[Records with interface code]
******************************

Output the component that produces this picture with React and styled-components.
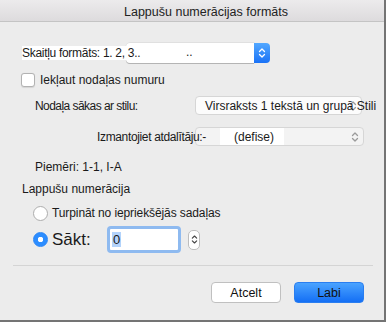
import React from 'react';
import styled, { createGlobalStyle } from 'styled-components';

const GlobalStyle = createGlobalStyle`
    html, body {
        margin: 0;
        padding: 0;
        background: #ececec;
    }
    * {
        box-sizing: border-box;
    }
`;

const Chevrons = ({ color = '#fff', w = 8, h = 12 }) => (
    <svg width={w} height={h} viewBox="0 0 8 12" fill="none">
        <path d="M1.5 4.5 L4 2 L6.5 4.5" stroke={color} strokeWidth="1.3" strokeLinecap="round" strokeLinejoin="round" />
        <path d="M1.5 7.5 L4 10 L6.5 7.5" stroke={color} strokeWidth="1.3" strokeLinecap="round" strokeLinejoin="round" />
    </svg>
);

const App = () => {
    return (
        <>
            <GlobalStyle />
            <Window>
                <TitleBar>
                    <TitleText>Lappušu numerācijas formāts</TitleText>
                </TitleBar>
                <Body>
                    <Row $top={21} $left={22} $h={20}>
                        <WhiteLabel>Skaitļu formāts: 1. 2, 3..</WhiteLabel>
                        <FormatPopup>..</FormatPopup>
                        <BlueStepper>
                            <Chevrons />
                        </BlueStepper>
                    </Row>

                    <Row $top={10} $left={21} $h={14}>
                        <CheckBox />
                        <Label $pad={5}>Iekļaut nodaļas numuru</Label>
                    </Row>

                    <Row $top={9} $left={35}>
                        <Label $w={160} $ls={-0.55}>Nodaļa sākas ar stilu:</Label>
                        <StylePopup $w={167} $light>
                            <PopupText>Virsraksts 1 tekstā un grupā Stili</PopupText>
                            <PopupArrows>
                                <Chevrons color="#9a9a9a" />
                            </PopupArrows>
                        </StylePopup>
                    </Row>

                    <Row $top={12} $left={97}>
                        <Label $w={98} $ls={-0.35}>Izmantojiet atdalītāju:-</Label>
                        <StylePopup $w={169}>
                            <DashBox>(defise)</DashBox>
                            <PopupArrows>
                                <Chevrons color="#9a9a9a" />
                            </PopupArrows>
                        </StylePopup>
                    </Row>

                    <Row $top={13} $left={35} $h={16}>
                        <Label>Piemēri: 1-1, I-A</Label>
                    </Row>

                    <Row $top={6} $left={22} $h={16}>
                        <Label>Lappušu numerācija</Label>
                    </Row>

                    <Row $top={8} $left={33} $h={16}>
                        <Radio />
                        <Label $pad={4} $ls={-0.1}>Turpināt no iepriekšējās sadaļas</Label>
                    </Row>

                    <Row $top={5} $left={33} $h={27}>
                        <Radio $checked />
                        <BigLabel>Sākt:</BigLabel>
                        <FocusInput>
                            <Selected>0</Selected>
                        </FocusInput>
                        <SmallStepper>
                            <Chevrons color="#444" w={7} h={11} />
                        </SmallStepper>
                    </Row>

                    <Separator />

                    <ButtonRow>
                        <Button>Atcelt</Button>
                        <Button $primary>Labi</Button>
                    </ButtonRow>
                </Body>
            </Window>
        </>
    );
}

export default App;

const Window = styled.div`
    width: 386px;
    height: 322px;
    background: #ececec;
    border-right: 2px solid #747474;
    border-bottom: 2px solid #747474;
    font-family: "Liberation Sans", Arial, sans-serif;
    font-size: 12px;
    color: #1a1a1a;
    display: flex;
    flex-direction: column;
    overflow: hidden;
`

const TitleBar = styled.div`
    height: 22px;
    flex: none;
    display: flex;
    align-items: center;
    justify-content: center;
    padding-left: 28px;
    padding-top: 2px;
    background: linear-gradient(#ecebec, #dddbdd);
    border-bottom: 1px solid #c4c4c4;
`

const TitleText = styled.span`
    font-size: 12.5px;
    color: #222;
`

const Body = styled.div`
    display: flex;
    flex-direction: column;
    flex: 1;
`

const Row = styled.div`
    display: flex;
    align-items: center;
    margin-top: ${p => p.$top}px;
    padding-left: ${p => p.$left}px;
    height: ${p => p.$h || 19}px;
    flex: none;
`

const Label = styled.span`
    padding-left: ${p => p.$pad || 0}px;
    width: ${p => p.$w ? `${p.$w}px` : 'auto'};
    flex: none;
    letter-spacing: ${p => p.$ls || 0}px;
    white-space: nowrap;
    position: relative;
    z-index: 1;
`

const WhiteLabel = styled.span`
    background: #fff;
    width: 116px;
    flex: none;
    height: 14px;
    line-height: 14px;
    letter-spacing: -0.3px;
    white-space: nowrap;
    position: relative;
    z-index: 1;
`

const FormatPopup = styled.div`
    width: 128px;
    height: 20px;
    flex: none;
    margin-left: -12px;
    background: #fff;
    border-radius: 4px 0 0 4px;
    box-shadow: 0 1px 0 #b4b4b4, 0 0 0 0.5px #d4d4d4;
    padding-left: 60px;
    line-height: 19px;
`

const BlueStepper = styled.div`
    width: 16px;
    height: 20px;
    flex: none;
    border-radius: 0 4px 4px 0;
    background: linear-gradient(#52a8ff, #1a72f6);
    display: flex;
    align-items: center;
    justify-content: center;
`

const CheckBox = styled.div`
    width: 14px;
    height: 14px;
    flex: none;
    background: #fff;
    border: 1px solid #b2b2b2;
    border-radius: 3px;
    box-shadow: 0 0.5px 1px rgba(0,0,0,0.1);
`

const StylePopup = styled.div`
    position: relative;
    width: ${p => p.$w}px;
    flex: none;
    height: 19px;
    background: ${p => p.$light ? '#fcfcfc' : '#f3f3f3'};
    border: 1px solid #d6d6d6;
    border-radius: 4px;
    display: flex;
    align-items: center;
`

const PopupText = styled.span`
    padding-left: 9px;
    white-space: nowrap;
    position: relative;
    z-index: 1;
`

const PopupArrows = styled.div`
    position: absolute;
    right: 4px;
    top: 3px;
`

const DashBox = styled.span`
    background: #fff;
    margin-left: 24px;
    height: 17px;
    line-height: 19px;
    padding: 0 10px 0 14px;
`

const Radio = styled.div`
    width: 15px;
    height: 15px;
    border-radius: 50%;
    flex: none;
    background: ${p => p.$checked ? 'radial-gradient(circle, #fff 0 2.5px, #2c8dff 3px)' : '#fff'};
    border: 1px solid ${p => p.$checked ? '#2a86f7' : '#adadad'};
`

const BigLabel = styled.span`
    font-size: 17px;
    padding-left: 4px;
    width: 59px;
    flex: none;
`

const FocusInput = styled.div`
    width: 74px;
    height: 27px;
    flex: none;
    border: 3px solid #8ebaf0;
    border-radius: 4px;
    background: #fff;
    padding-left: 2px;
    display: flex;
    align-items: center;
`

const Selected = styled.span`
    background: #b3d3fb;
    font-size: 13px;
    line-height: 15px;
    padding: 0 1px;
`

const SmallStepper = styled.div`
    margin-left: 7px;
    width: 12px;
    height: 20px;
    flex: none;
    border: 1px solid #bdbdbd;
    border-radius: 5px;
    background: #fff;
    display: flex;
    align-items: center;
    justify-content: center;
`

const Separator = styled.div`
    margin: 12px 11px 0 13px;
    height: 1px;
    flex: none;
    background: #d4d4d4;
`

const ButtonRow = styled.div`
    display: flex;
    justify-content: flex-end;
    gap: 13px;
    margin-top: 16px;
    padding-right: 20px;
`

const Button = styled.div`
    width: 70px;
    height: 21px;
    border-radius: 4px;
    display: flex;
    align-items: center;
    justify-content: center;
    font-size: 12.5px;
    color: #111;
    background: ${p => p.$primary ? 'linear-gradient(#4aa3ff, #146ff5)' : '#fff'};
    border: 1px solid ${p => p.$primary ? '#2a7ef0' : '#c0c0c0'};
`
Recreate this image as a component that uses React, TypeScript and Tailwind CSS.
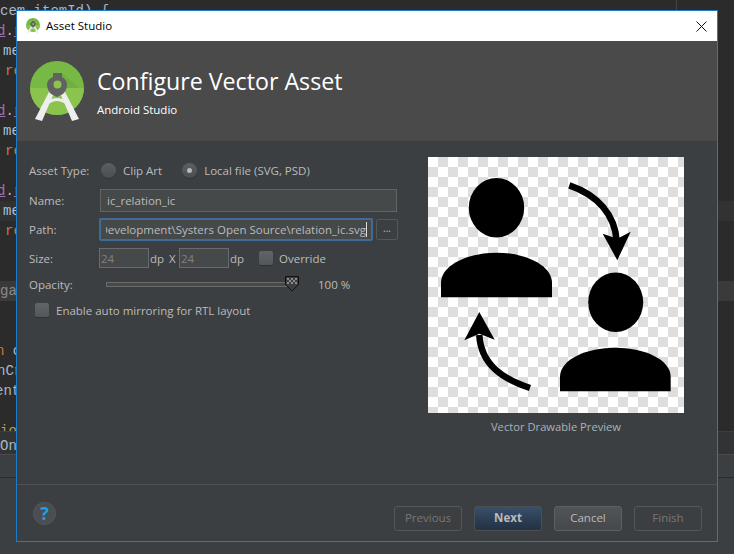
const ui = { fontFamily: '"Open Sans", "Noto Sans", sans-serif' };

function StudioLogo({ className }: { className: string }) {
  return (
    <svg viewBox="0 0 60 66" className={className}>
      <circle cx="30" cy="27" r="27" fill="#78b845" />
      <path d="M3 27a27 27 0 0 0 54 0Z" fill="#8bc34f" />
      <path d="M35 12L52 27H35Z" fill="#6aa63e" opacity="0.6" />
      <path d="M23 29l4 3-12 28-7-2ZM37 29l-4 3 12 28 7-2Z" fill="#eeeeee" />
      <path d="M15 47Q30 30 45 47" fill="none" stroke="#eeeeee" strokeWidth="3" />
      <path d="M26 12h9v4c3 2 5 4 5 8 0 3-2 7-4 9l-6 3-6-3c-2-2-4-6-4-9 0-4 2-6 6-8Z" fill="#616161" />
      <circle cx="30.5" cy="23.5" r="4" fill="#8bc34f" />
    </svg>
  );
}

function Row({ children }: { children?: React.ReactNode }) {
  return <div className="h-5 leading-5 whitespace-pre">{children}</div>;
}

function Editor() {
  const call = (
    <span className="ml-[-3px]">
      <span className="text-[#9876aa] underline">d</span>
      <span className="text-[#a9b7c6]">.</span>
      <span className="text-[#9876aa] underline">r</span>
    </span>
  );
  const me = <span className="ml-[3px] text-[#a9c1d9]">me</span>;
  const re = <span className="ml-[5px] text-[#cc7832]">re</span>;
  return (
    <div
      className="absolute inset-x-0 top-px h-[430px] overflow-hidden text-[14px] text-[#a9b7c6]"
      style={{ fontFamily: '"Liberation Mono", monospace' }}
    >
      <Row>cem.itemId) &#123;</Row>
      <Row>{call}</Row>
      <Row>{me}</Row>
      <Row>{re}</Row>
      <Row />
      <Row>{call}</Row>
      <Row>{me}</Row>
      <Row>{re}</Row>
      <Row />
      <Row>{call}</Row>
      <div className="h-5 leading-5 whitespace-pre bg-[#323232]">{me}</div>
      <Row>{re}</Row>
      <Row />
      <Row />
      <div className="h-5 leading-5 whitespace-pre bg-[#3a3a3a] text-[#8a8a8a]">gat</div>
      <Row />
      <Row />
      <Row>
        <span className="ml-[-4px] text-[#cc7832]">n</span> c
      </Row>
      <Row>
        <span className="ml-[-3px]">nCr</span>
      </Row>
      <Row>
        <span className="ml-[-5px]">ent</span>
      </Row>
      <Row />
      <div className="h-5 leading-5 whitespace-pre text-[#b89a5a]">ior</div>
    </div>
  );
}

function Radio({ checked }: { checked?: boolean }) {
  return (
    <span className="flex h-[15px] w-[15px] items-center justify-center rounded-full bg-gradient-to-b from-[#5b5f61] to-[#4b4e50] shadow-[0_1px_0_#2f3234]">
      {checked && <span className="h-[5px] w-[5px] rounded-full bg-[#b8b8b8]" />}
    </span>
  );
}

function Check() {
  return (
    <span className="block h-[14px] w-[14px] rounded-[2px] bg-gradient-to-b from-[#626567] to-[#54575a] shadow-[0_1px_0_#2f3234]" />
  );
}

function Field({ label, children }: { label: string; children: React.ReactNode }) {
  return (
    <div className="flex items-center">
      <span className="w-[70px] shrink-0">{label}</span>
      {children}
    </div>
  );
}

function Preview() {
  return (
    <svg viewBox="0 0 256 256" className="h-full w-full">
      <ellipse cx="68.5" cy="50.7" rx="27.7" ry="29.7" />
      <path d="M13 140.3V126C13 108 40 95.7 68.5 95.7S124 108 124 126V140.3Z" />
      <ellipse cx="187.7" cy="145.3" rx="27.5" ry="29.7" />
      <path d="M132 234.3V220C132 202 159 190.7 187.3 190.7S242.7 202 242.7 220V234.3Z" />
      <path d="M141.3 28.3C170 38 187 58 188.7 84" fill="none" stroke="#000" strokeWidth="6.5" />
      <path d="M189.3 103.3L174.7 76.7 189.3 81.7 202.7 74.7Z" />
      <path d="M102 231C75 222 53 208 51.3 178" fill="none" stroke="#000" strokeWidth="6.5" />
      <path d="M51.3 155L36.3 183.3 51.3 176.7 66.7 182.7Z" />
    </svg>
  );
}

function FooterButton({ label, kind }: { label: string; kind: 'off' | 'main' | 'on' }) {
  const look =
    kind === 'main'
      ? 'bg-gradient-to-b from-[#384f6b] to-[#233143] border-[#4c5052] text-[#bbbbbb] font-bold'
      : kind === 'on'
        ? 'bg-gradient-to-b from-[#505456] to-[#46494b] border-[#5e6060] text-[#bbbbbb]'
        : 'border-[#555759] text-[#777777]';
  return (
    <div className={`flex h-[25px] w-[68px] items-center justify-center rounded-[3px] border text-[11.5px] ${look}`}>
      {label}
    </div>
  );
}

export default function App() {
  return (
    <div className="relative h-[554px] w-[734px] overflow-hidden bg-[#2b2b2b]" style={ui}>
      <Editor />
      <div className="absolute left-[676px] top-0 h-[10px] w-px bg-[#444444]" />
      <div className="absolute inset-x-0 top-[431px] h-[23px] border-t border-[#3c3f41] bg-[#313335] text-[14px] leading-[26px] text-[#a9b7c6]">
        <span style={{ fontFamily: '"Liberation Mono", monospace' }}>On</span>
      </div>
      <div className="absolute inset-x-0 top-[454px] bottom-0 border-t border-[#4a4c4e] bg-[#3c3f41]">
        <div className="mt-[22px] h-px bg-[#2b2b2b]" />
      </div>

      {/* dialog */}
      <div className="absolute left-4 top-[10px] flex h-[532px] w-[702px] flex-col border border-[#1b7dcc] bg-[#3c3f41] text-[11.5px] text-[#bbbbbb]">
        <div className="flex h-[30px] shrink-0 items-center bg-white pl-2 pr-[9px] text-black">
          <StudioLogo className="h-[17px] w-4" />
          <span className="ml-[5px] flex-1">Asset Studio</span>
          <svg width="11" height="11" viewBox="0 0 11 11" className="mr-[1px]">
            <path d="M0.5 0.5l10 10M10.5 0.5l-10 10" stroke="#111" strokeWidth="1" fill="none" />
          </svg>
        </div>

        <div className="flex h-[100px] shrink-0 bg-[#4a4a4a] pl-[10px] pt-5">
          <StudioLogo className="h-[66px] w-[60px] shrink-0" />
          <div className="ml-[10px] text-white">
            <div className="mt-[2px] text-[23.2px] leading-[36px]">Configure Vector Asset</div>
            <div className="mt-[3px] text-[11.5px] leading-[16px]">Android Studio</div>
          </div>
        </div>

        <div className="flex min-h-0 flex-1">
          <div className="w-[411px] shrink-0 pl-3 pt-[21px]">
            <Field label="Asset Type:">
              <span className="ml-[2px] flex items-center gap-[7px]">
                <Radio />
                Clip Art
              </span>
              <span className="ml-5 flex items-center gap-[7px]">
                <Radio checked />
                Local file (SVG, PSD)
              </span>
            </Field>
            <div className="mt-[10px]">
              <Field label="Name:">
                <div className="ml-[1px] flex h-[23px] w-[297px] items-center border border-[#646464] bg-[#45494a] px-[6px]">
                  ic_relation_ic
                </div>
              </Field>
            </div>
            <div className="mt-[6px]">
              <Field label="Path:">
                <div className="flex h-[23px] w-[274px] items-center overflow-hidden rounded-[2px] border-2 border-[#3f6b97] bg-[#45494a] pl-[5px] pr-[4px] whitespace-nowrap">
                  <div className="flex min-w-0 flex-1 items-center justify-end overflow-hidden">
                    <span>Development\Systers Open Source\relation_ic.svg</span>
                    <span className="h-[15px] w-px shrink-0 bg-[#dddddd]" />
                  </div>
                </div>
                <div className="ml-[3px] flex h-[21px] w-[22px] items-center justify-center rounded-[2px] border border-[#555759] pb-[3px] text-[10px]">
                  ...
                </div>
              </Field>
            </div>
            <div className="mt-[7px]">
              <Field label="Size:">
                <div className="flex h-5 w-[50px] items-center border border-[#6a6a6a] bg-[#45494a] pl-[1px] text-[#808080]">24</div>
                <span className="ml-[1px] w-[19px]">dp</span>
                <span className="w-[10px]">X</span>
                <div className="flex h-5 w-[50px] items-center border border-[#6a6a6a] bg-[#45494a] pl-[1px] text-[#808080]">24</div>
                <span className="ml-[1px] w-[29px]">dp</span>
                <Check />
                <span className="ml-[6px]">Override</span>
              </Field>
            </div>
            <div className="mt-2">
              <Field label="Opacity:">
                <div className="relative ml-[7px] h-[5px] w-[185px] border border-[#6a6a6a] bg-[#45494a]">
                  <svg width="14" height="16" viewBox="0 0 14 16" className="absolute right-[-9px] top-[-7px]">
                    <path d="M0.5 0.5H13.5V8.5L7 15 0.5 8.5Z" fill="#3c3f41" stroke="#111" />
                    <path d="M2 2h2v2H2zM6 2h2v2H6zM10 2h2v2h-2zM4 4h2v2H4zM8 4h2v2H8zM2 6h2v2H2zM6 6h2v2H6zM10 6h2v2h-2z" fill="#8a8a8a" />
                  </svg>
                </div>
                <span className="ml-[27px]">100 %</span>
              </Field>
            </div>
            <div className="mt-2 flex items-center pl-[6px]">
              <Check />
              <span className="ml-[7px]">Enable auto mirroring for RTL layout</span>
            </div>
          </div>

          <div className="pt-4">
            <div className="h-[256px] w-[256px] bg-[conic-gradient(#dedede_25%,#ffffff_0_50%,#dedede_0_75%,#ffffff_0)] bg-[length:20px_20px]">
              <Preview />
            </div>
            <div className="mt-[6px] text-center text-[11.2px] text-[#a9b2bb]">Vector Drawable Preview</div>
          </div>
        </div>

        <div className="flex h-[57px] shrink-0 items-center justify-between border-t border-[#515151] pl-4 pr-[15px]">
          <div className="flex h-[23px] w-[23px] items-center justify-center rounded-full border border-[#54585a] bg-[#4a4e50] text-[18px] font-bold text-[#1e9fe6]">
            ?
          </div>
          <div className="mt-[10px] flex gap-3">
            <FooterButton label="Previous" kind="off" />
            <FooterButton label="Next" kind="main" />
            <FooterButton label="Cancel" kind="on" />
            <FooterButton label="Finish" kind="off" />
          </div>
        </div>
      </div>
    </div>
  );
}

******************************

Pull out every line above that holds the word "components".

Output the component that produces this picture with React and styled-components.
import styled, { createGlobalStyle } from 'styled-components';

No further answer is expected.